These conceptual foundations are then applied through three focused investigations. An examination of
tuplets (subdivisions of the beat) shows them to be tools for shaping perceived speed within the notated
grid: by altering subdivision, they can reshape the identity of musical material, and in nested tuplet writing
(tuplets within tuplets), they can paradoxically generate an impression of smooth time from extreme
striated precision. The second investigation extends into polytempo music, where my compositions
Building Music, For Bob, and Sydney Polypulse serve as laboratories for examining how multiple concurrent
temporalities are constructed and negotiated in performance, with particular attention to the role of haptic
metronomes and the management of controlled asynchrony. Finally, the dissertation presents a case study
of my solo flute piece Torrent, which originated as a maximal-speed improvisation and was later fixed
through transcription.
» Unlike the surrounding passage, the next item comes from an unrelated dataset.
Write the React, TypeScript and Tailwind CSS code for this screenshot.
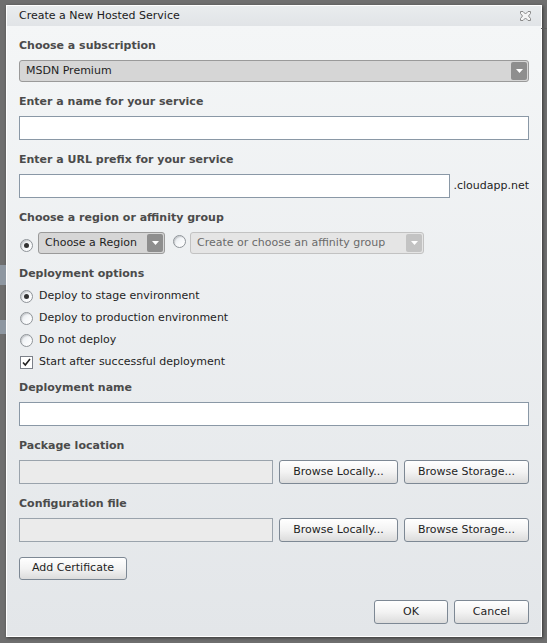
import React from "react";

const font = { fontFamily: '"DejaVu Sans", Verdana, sans-serif' };

function Label({ children, className = "" }: { children: React.ReactNode; className?: string }) {
  return (
    <div className={"h-4 leading-4 text-[11px] font-bold text-[#4b4b4b] " + className}>{children}</div>
  );
}

function Radio({ checked = false }: { checked?: boolean }) {
  return (
    <span className="relative inline-flex h-[13px] w-[13px] shrink-0 items-center justify-center rounded-full border border-[#8f9499] bg-gradient-to-br from-[#dfe3e8] via-[#f5f7f9] to-white shadow-[inset_1px_1px_1px_rgba(0,0,0,0.15)]">
      {checked && <span className="h-[5px] w-[5px] rounded-full bg-[#333]" />}
    </span>
  );
}

function Checkbox() {
  return (
    <span className="inline-flex h-[13px] w-[13px] shrink-0 items-center justify-center border border-[#7b8089] bg-white">
      <svg width="11" height="11" viewBox="0 0 11 11">
        <path d="M2 5.5 L4.3 8 L9 2" fill="none" stroke="#222" strokeWidth="1.6" />
      </svg>
    </span>
  );
}

function Arrow({ light = false }: { light?: boolean }) {
  return (
    <span
      className={
        "flex h-full w-[16px] items-center justify-center rounded-[2px] " +
        (light ? "bg-[#c3c3c3]" : "bg-[#8e8e8e]")
      }
    >
      <svg width="7" height="4" viewBox="0 0 7 4">
        <path d="M0 0 H7 L3.5 4 Z" fill="#fff" />
      </svg>
    </span>
  );
}

function Button({ children, className = "" }: { children: React.ReactNode; className?: string }) {
  return (
    <div
      className={
        "flex items-center justify-center rounded-[3px] border border-[#7d8894] bg-gradient-to-b from-white via-[#f3f3f3] to-[#dcdcdc] text-[11px] text-[#1e1e1e] " +
        className
      }
    >
      {children}
    </div>
  );
}

export default function App() {
  return (
    <div className="relative h-[643px] w-[547px] overflow-hidden bg-[#6f6f6f]" style={font}>
      {/* underlying page fragments */}
      <div className="absolute left-0 top-[265px] h-[20px] w-[6px] bg-[#8e97a1]" />
      <div className="absolute left-0 top-[320px] h-[14px] w-[6px] bg-[#8e97a1]" />
      <div className="absolute left-[541px] top-[28px] h-[1px] w-[6px] bg-[#5e5e5e]" />
      <div className="flex pl-[6px] pt-[5px]">
        <div className="flex h-[632px] w-[536px] flex-col border border-white shadow-[1px_1px_3px_rgba(0,0,0,0.5)]">
          {/* title */}
          <div className="flex h-[20px] items-center justify-between bg-gradient-to-b from-[#e9ecee] to-[#e1e4e7] pl-[12px] pr-[10px]">
            <span className="text-[11px] text-[#1b1b1b]">Create a New Hosted Service</span>
            <svg width="11" height="10" viewBox="0 0 11 10">
              <path
                d="M0.5 0.5 H3 L5.5 3 L8 0.5 H10.5 V2.5 L8.5 5 L10.5 7.5 V9.5 H8 L5.5 7 L3 9.5 H0.5 V7.5 L2.5 5 L0.5 2.5 Z"
                fill="#f4f4f4"
                stroke="#8a8a8a"
                strokeWidth="1"
              />
            </svg>
          </div>
          {/* body */}
          <div className="flex flex-1 flex-col bg-gradient-to-b from-[#f4f6f7] to-[#e3e6e9] pl-[12px] pr-[12px] pt-[12px]">
            <Label>Choose a subscription</Label>
            <div className="mt-[6px] flex h-[22px] items-center justify-between rounded-[3px] border border-[#9a9a9a] bg-[#d6d6d6] py-[1px] pl-[6px] pr-[1px]">
              <span className="text-[11px] text-[#1e1e1e]">MSDN Premium</span>
              <Arrow />
            </div>

            <Label className="mt-[12px]">Enter a name for your service</Label>
            <div className="mt-[6px] h-[24px] border border-[#8a98a6] bg-white" />

            <Label className="mt-[12px]">Enter a URL prefix for your service</Label>
            <div className="mt-[6px] flex h-[24px] items-center">
              <div className="h-full flex-1 border border-[#8a98a6] bg-white" />
              <span className="ml-[3px] text-[11px] text-[#1e1e1e]">.cloudapp.net</span>
            </div>

            <Label className="mt-[12px]">Choose a region or affinity group</Label>
            <div className="mt-[6px] flex h-[22px] items-center">
              <span className="ml-[1px]"><Radio checked /></span>
              <div className="ml-[5px] flex h-full w-[127px] items-center justify-between rounded-[3px] border border-[#9a9a9a] bg-[#d6d6d6] py-[1px] pl-[6px] pr-[1px]">
                <span className="text-[11px] text-[#1e1e1e]">Choose a Region</span>
                <Arrow />
              </div>
              <span className="ml-[8px]"><Radio /></span>
              <div className="ml-[4px] flex h-full w-[234px] items-center justify-between rounded-[3px] border border-[#c2c2c2] bg-[#e5e5e5] py-[1px] pl-[6px] pr-[1px]">
                <span className="text-[11px] text-[#6a6a6a]">Create or choose an affinity group</span>
                <Arrow light />
              </div>
            </div>

            <Label className="mt-[12px]">Deployment options</Label>
            <div className="mt-[3px] flex flex-col text-[11px] text-[#1e1e1e]">
              <div className="flex h-[22px] items-center gap-[6px] pl-[1px]"><Radio checked />Deploy to stage environment</div>
              <div className="flex h-[22px] items-center gap-[6px] pl-[1px]"><Radio />Deploy to production environment</div>
              <div className="flex h-[22px] items-center gap-[6px] pl-[1px]"><Radio />Do not deploy</div>
              <div className="flex h-[22px] items-center gap-[6px] pl-[1px]"><Checkbox />Start after successful deployment</div>
            </div>

            <Label className="mt-[7px]">Deployment name</Label>
            <div className="mt-[6px] h-[24px] border border-[#8a98a6] bg-white" />

            <Label className="mt-[12px]">Package location</Label>
            <div className="mt-[6px] flex h-[24px] gap-[6px]">
              <div className="h-full w-[254px] border border-[#9aa3ac] bg-[#ebebeb]" />
              <Button className="w-[119px]">Browse Locally...</Button>
              <Button className="flex-1">Browse Storage...</Button>
            </div>

            <Label className="mt-[12px]">Configuration file</Label>
            <div className="mt-[6px] flex h-[24px] gap-[6px]">
              <div className="h-full w-[254px] border border-[#9aa3ac] bg-[#ebebeb]" />
              <Button className="w-[119px]">Browse Locally...</Button>
              <Button className="flex-1">Browse Storage...</Button>
            </div>

            <div className="mt-[15px] flex">
              <Button className="h-[23px] w-[108px]">Add Certificate</Button>
            </div>

            <div className="mt-[20px] flex justify-end gap-[6px]">
              <Button className="h-[24px] w-[74px]">OK</Button>
              <Button className="h-[24px] w-[75px]">Cancel</Button>
            </div>
          </div>
        </div>
      </div>
    </div>
  );
}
In this case study I propose a “speed of creation” framework that treats
improvisation and composition as points on a continuum of decision-making speed and reflective latitude
rather than as opposed categories.

The dissertation integrates artistic creation, theoretical reflection, scientific literature, and situated
performance experience. It demonstrates that musical speed is relational, arising through interactions
between musical events, bodily motion, cognition, and context. By reframing speed as both form-bearing
and meaning-bearing, the research offers practical and theoretical insights for composers, performers,
teachers, scholars, and technology developers, and it argues for recognizing speed as a central dimension of
musical life.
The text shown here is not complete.